Check robots.txt for scraping guidelines. Many sites explicitly allow certain scrapers.
Use responsibly
Do:
- Scrape public data for legitimate purposes
- Implement rate limiting even when you can avoid it
- Cache data to minimize requests
- Identify yourself with a contact email when appropriate
Don't:
- Scrape personal or private data without consent
- Overload servers with requests
- Resell scraped data without rights
- Bypass protection on government, healthcare, or financial sites inappropriately
When to use official APIs instead
If a site offers an API, use it. APIs are:
- Faster and more reliable
- Legal and ToS-compliant
- Often free for reasonable usage
Recommended Tools and Resources
Libraries and frameworks
| Tool | Language | Best For |
|---|---|---|
| Nodriver | Python | Maximum stealth browser automation |
| Puppeteer Stealth | Node.js | JavaScript challenge bypass |
| tls_client | Python | TLS fingerprint spoofing |
| curl_cffi | Python | Browser impersonation |
| ghost-cursor | Node.js | Human-like mouse movements |
| fake-useragent | Python | User-Agent rotation |
Proxy providers
For residential proxies, consider providers that offer:
- Large IP pools
- Geographic targeting
- Session control
- Competitive pricing
Conclusion
Reblaze is a sophisticated WAF with multi-layered detection. Bypassing it requires combining multiple techniques.

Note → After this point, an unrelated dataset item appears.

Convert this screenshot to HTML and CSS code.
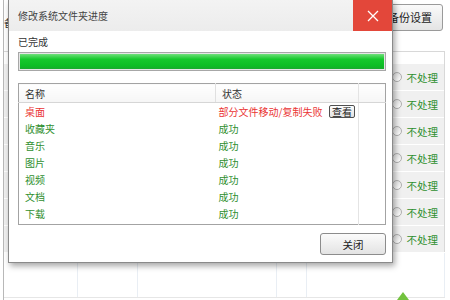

Start simple: Headers + residential proxies work for many sites.
Escalate when needed: Add Nodriver or Puppeteer Stealth for JavaScript challenges.
Go advanced sparingly: Behavioral emulation is powerful but slow—save it for tough targets.
Quick reference
| Protection Level | Solution Stack |
|---|---|
| Light (ACL only) | Headers + Proxies |
| Medium (JS challenges) | Nodriver + Proxies |
| Heavy (Biometric) | Nodriver + Behavioral + Proxies |
The key is starting with the simplest effective method and escalating only when necessary.